I eventually got it to work the way that I want to, here’s the xaml file if you want to check it out:

  • EXC3_Comparar_e_corrigir.xaml (34.6 KB) (It’s very likely that there’s an easier way to do this but that’s how could I figure it out, feel free to leave feedback if you want)

Now I just need to deal with some formatting issues, because some values of EXC1 are the same as EXC2 when dealing with same row record (same “Comerciante” & “Nº Fatura”) but just in different formats like dates or currency. For example, on EXC1 I have dates in yyyy-MM-dd format, but on EXC2 they’re in dd/MM/yyyy format. Same thing with currency, EXC1 is ‘xxx.xx’ and EXC2 is ‘xxx,xx €’.

The process that I have still counts those values as different and overwrites the data table row items with the EXC2 data while it shouldn’t, because they’re the same.
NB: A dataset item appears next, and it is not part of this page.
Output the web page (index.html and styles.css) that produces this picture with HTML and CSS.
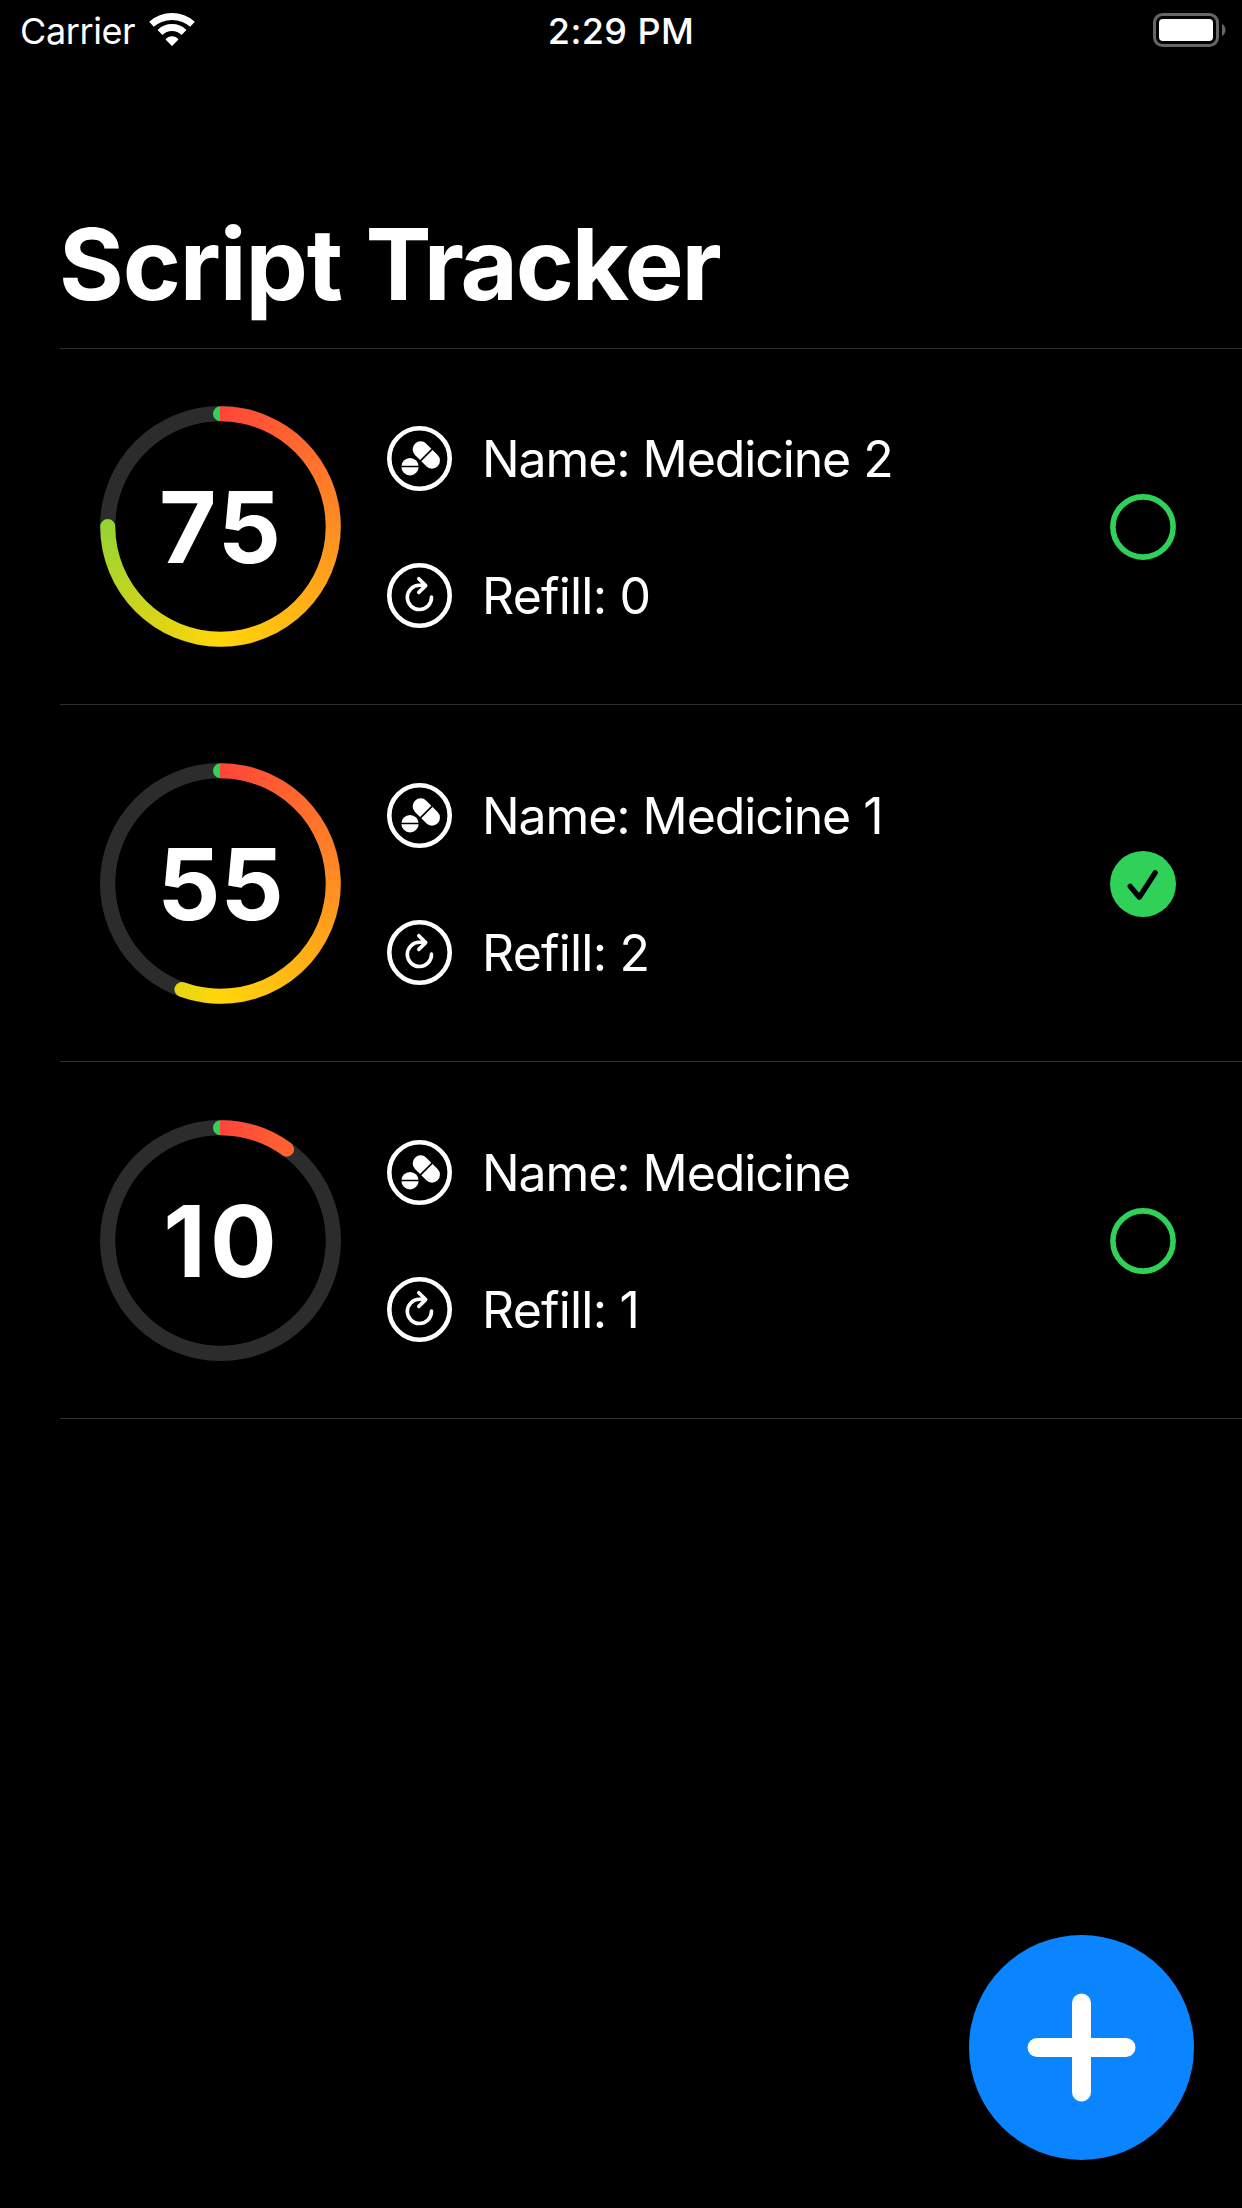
FILE: index.html
```html
<!DOCTYPE html>
<html lang="en">
<head>
<meta charset="utf-8">
<title>Script Tracker</title>
<link rel="stylesheet" href="styles.css">
</head>
<body>
<svg class="sprite" aria-hidden="true">
  <symbol id="pills" viewBox="0 0 65 65">
    <circle cx="32.5" cy="32.5" r="30.2" fill="none" stroke="#fff" stroke-width="4.6"/>
    <circle cx="23" cy="40.7" r="8.7" fill="#fff"/>
    <path d="M13 40.5H33" stroke="#000" stroke-width="1.5"/>
    <g transform="rotate(45 39.3 29)">
      <rect x="23.3" y="21" width="32" height="16" rx="8" fill="#fff"/>
      <path d="M39.3 20V38" stroke="#000" stroke-width="1.7"/>
    </g>
  </symbol>
  <symbol id="refill" viewBox="0 0 65 65">
    <circle cx="32.5" cy="32.5" r="30.2" fill="none" stroke="#fff" stroke-width="4.6"/>
    <path d="M44.5 34A12.1 12.1 0 1 1 32.4 22.3H38M31.8 15.7L38.7 22.6L31.8 29.4" fill="none" stroke="#fff" stroke-width="3.6" stroke-linecap="round" stroke-linejoin="round"/>
  </symbol>
  <symbol id="open" viewBox="0 0 66 66">
    <circle cx="33" cy="33" r="30.1" fill="none" stroke="#30d158" stroke-width="5.6"/>
  </symbol>
  <symbol id="done" viewBox="0 0 66 66">
    <circle cx="33" cy="33" r="33" fill="#30d158"/>
    <path d="M20.2 35.4L29.3 46.2L45.2 21.7" fill="none" stroke="#000" stroke-width="5.3" stroke-linecap="round" stroke-linejoin="round"/>
  </symbol>
</svg>
<div class="screen">
  <header class="status">
    <div class="status-left">
      <span class="carrier">Carrier</span>
      <svg class="wifi" viewBox="0 0 46 33" fill="none" stroke="#fff">
        <path d="M2.5 11.3A30.8 30.8 0 0 1 43.5 11.3" stroke-width="6.9"/>
        <path d="M11 19.5A17.1 17.1 0 0 1 35 19.5" stroke-width="7"/>
        <path d="M16.6 26.4A7.9 7.9 0 0 1 29.4 26.4L23.6 32.6Q23 33.2 22.4 32.6Z" fill="#fff" stroke="none"/>
      </svg>
    </div>
    <span class="time">2:29 PM</span>
    <div class="status-right">
      <svg class="battery" viewBox="0 0 73 34">
        <rect x="1.5" y="1.5" width="63" height="31" rx="8" fill="none" stroke="#666" stroke-width="3"/>
        <rect x="6" y="6" width="54" height="22" rx="4" fill="#fff"/>
        <path d="M69 11C73.7 13 73.7 21 69 23Z" fill="#666"/>
      </svg>
    </div>
  </header>
  <h1 class="title"><span class="word-a">Script</span> <span class="word-b">Tracker</span></h1>
  <ul class="list">
    <li class="row">
      <div class="ring"><div class="arc arc-75"></div><span class="count n75">75</span></div>
      <div class="details">
        <div class="line"><svg class="icon"><use href="#pills"/></svg><span class="label">Name: Medicine 2</span></div>
        <div class="line"><svg class="icon"><use href="#refill"/></svg><span class="label refill">Refill: 0</span></div>
      </div>
      <svg class="check"><use href="#open"/></svg>
    </li>
    <li class="row">
      <div class="ring"><div class="arc arc-55"></div><span class="count n55">55</span></div>
      <div class="details">
        <div class="line"><svg class="icon"><use href="#pills"/></svg><span class="label">Name: Medicine 1</span></div>
        <div class="line"><svg class="icon"><use href="#refill"/></svg><span class="label refill">Refill: 2</span></div>
      </div>
      <svg class="check"><use href="#done"/></svg>
    </li>
    <li class="row">
      <div class="ring"><div class="arc arc-10"></div><span class="count n10">10</span></div>
      <div class="details">
        <div class="line"><svg class="icon"><use href="#pills"/></svg><span class="label">Name: Medicine</span></div>
        <div class="line"><svg class="icon"><use href="#refill"/></svg><span class="label refill">Refill: 1</span></div>
      </div>
      <svg class="check"><use href="#open"/></svg>
    </li>
  </ul>
  <button class="add" aria-label="Add">
    <svg viewBox="0 0 225 225"><path d="M112.5 68V157M68 112.5H157" stroke="#fff" stroke-width="19" stroke-linecap="round"/></svg>
  </button>
</div>
</body>
</html>
```
FILE: styles.css
```css
* { box-sizing: border-box; }
body {
  margin: 0;
  background: #000;
  color: #fff;
  font-family: Inter, "Liberation Sans", sans-serif;
}
.sprite { display: none; }
.screen {
  position: relative;
  width: 1242px;
  height: 2208px;
  overflow: hidden;
  background: #000;
}
svg { display: block; flex: none; }
.status {
  display: grid;
  grid-template-columns: 1fr auto 1fr;
  height: 60px;
  padding: 0 16px;
  font-size: 36px;
  line-height: 62px;
}
.status-left { display: flex; padding-left: 4px; }
.carrier { width: 129px; letter-spacing: -0.4px; white-space: nowrap; }
.wifi { width: 46px; height: 33px; margin-top: 13px; }
.time { font-weight: 500; letter-spacing: 0.4px; }
.status-right { display: flex; justify-content: flex-end; }
.battery { width: 73px; height: 34px; margin-top: 13px; }
.title {
  margin: 0;
  padding: 144px 0 0 59px;
  height: 288px;
  font-size: 99px;
  line-height: 120px;
  font-weight: 700;
  white-space: nowrap;
}
.word-a { letter-spacing: -1.1px; }
.word-b { letter-spacing: -2.2px; }
.list {
  list-style: none;
  margin: 0 0 0 60px;
  padding: 0;
  border-top: 1px solid #303032;
}
.row {
  display: flex;
  align-items: flex-start;
  height: 357px;
  padding: 58px 66px 0 40px;
  border-bottom: 1px solid #303032;
}
.row:first-child { height: 356px; padding-top: 57px; }
.ring {
  display: grid;
  place-items: center;
  width: 241px;
  height: 241px;
  margin-right: 46px;
  border-radius: 50%;
  background: radial-gradient(circle, transparent 104.8px, #2c2c2c 105.6px);
}
.arc, .count { grid-area: 1 / 1; }
.arc {
  width: 241px;
  height: 241px;
  background: conic-gradient(#ff453a, #ffd60a, #30d158);
}
.arc-75 { clip-path: path("M120.5 .25A120.25 120.25 0 1 1 .25 120.5A7.5 7.5 0 0 1 15.25 120.5A105.25 105.25 0 1 0 120.5 15.25A7.5 7.5 0 0 1 120.5 .25Z"); }
.arc-55 { clip-path: path("M120.5 .25A120.25 120.25 0 1 1 79.37 233.5A7.5 7.5 0 0 1 84.5 219.4A105.25 105.25 0 1 0 120.5 15.25A7.5 7.5 0 0 1 120.5 .25Z"); }
.arc-10 { clip-path: path("M120.5 .25A120.25 120.25 0 0 1 191.18 23.22A7.5 7.5 0 0 1 182.37 35.35A105.25 105.25 0 0 0 120.5 15.25A7.5 7.5 0 0 1 120.5 .25Z"); }
.count { font-size: 99px; font-weight: 750; line-height: 120px; }
.n75 { letter-spacing: 2px; padding-left: 1px; }
.n55 { letter-spacing: 0; }
.n10 { letter-spacing: 4px; padding-left: 3px; }
.details {
  display: flex;
  flex-direction: column;
  gap: 72px;
  flex: 1;
  margin-top: 20px;
}
.line { display: flex; align-items: flex-start; height: 65px; }
.icon { width: 65px; height: 65px; }
.label {
  margin-left: 30px;
  font-size: 50px;
  line-height: 67px;
  letter-spacing: -1.1px;
  white-space: nowrap;
}
.label.refill { letter-spacing: -0.8px; }
.check { width: 66px; height: 66px; margin-top: 88px; }
.add {
  position: absolute;
  right: 48px;
  bottom: 48px;
  width: 225px;
  height: 225px;
  padding: 0;
  border: 0;
  border-radius: 50%;
  background: #0a84ff;
}
```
Should I deal with this when creating the EXC1 file, due to it being made by different types of invoices or just do a pre-process before comparing it to EXC2?

Thanks btw!

May we ask you to answer the question.

That’s because there are columns in EXC1 that are different from EXC2 that I need on the final EXC3 and I don’t want to overwrite/delete those values.

not 100% clear to me / understood.
when bringing the unmatching Exc1 into an Exc3 report and overwriting consequently unmatching Exc1 values with Exc2 values then targeted result should be achieved, am i right?

Basically the EXC2 contains the correct information about all the registered invoices online, the EXC1 is just extracted data from some invoices that are on a local folder but that are also registered online. The thing is that EXC1 has extra data that is not present on EXC2.

Technically I could just read through the EXC2 rows and complement any extra data that the EXC1 may have and create the EXC3 from that, but the problem is that this entire process is for a university project and I wasn’t the one who made the guidelines for it, so I had to find my way around to do it the teachers wanted me to.

This topic was automatically closed 3 days after the last reply. New replies are no longer allowed.